Managing who can subscribe and at what volume prevents abuse and ensures fair access. API keys, token-gated access, and on-chain credential proofs (like ERC-4337 account abstraction signatures) are common mechanisms. Rate limiting is critical to:

• Prevent Denial-of-Service (DoS) attacks on the provider's infrastructure.
• Enforce tiered service models (e.g., free vs. enterprise tiers).
• Manage resource consumption for computationally expensive queries, such as historical data scans or complex event filtering.

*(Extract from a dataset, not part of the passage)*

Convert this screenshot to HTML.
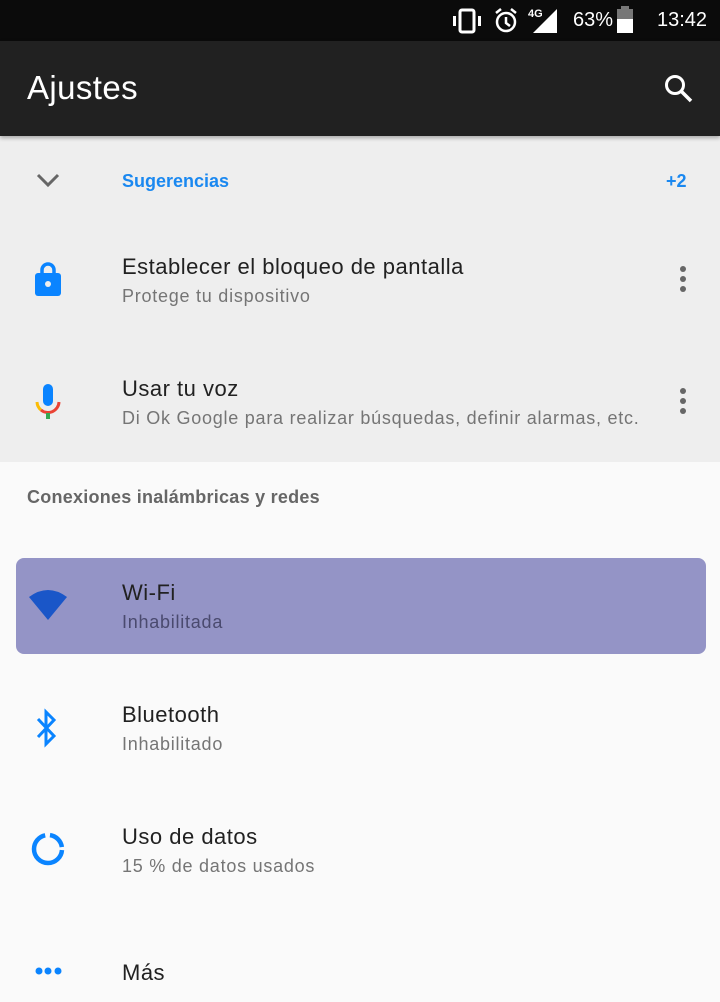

The time between an on-chain event and its delivery to the subscriber (latency) directly impacts application performance. High-frequency trading bots or arbitrage systems require sub-second latency. Risks of high latency include:

• Acting on stale data, resulting in failed transactions or lost opportunities.
• Increased vulnerability to front-running. Providers mitigate this with low-latency node infrastructure, WebSocket/Push APIs instead of polling, and edge computing to deliver data closer to the consumer.

A core tenet of blockchain is permissionless access. Data subscriptions must be designed to resist censorship, where a provider could selectively delay or block data for certain users or about certain transactions. Decentralized solutions include:

• Subscribing directly to a permissionless P2P network of nodes (e.g., via libp2p).
• Using a decentralized oracle network where multiple independent nodes must attest to the data.
• Employing cryptographic economic guarantees, where providers stake collateral that can be slashed for malicious censorship.

Subscription costs, especially on networks with volatile gas fees, must be predictable to ensure economic viability. Sybil attacks, where an attacker creates many low-cost subscriptions to drain provider resources, are a key concern. Mitigation strategies involve:

• Pre-paid credits or subscription NFTs that encode payment and limits.
• Economic bonding where subscribers stake funds that are used to pay for service or are slashed for abuse.
• Gas sponsorship models (like ERC-2771) to abstract gas costs from the end-user, with clear cost recovery for the sponsor.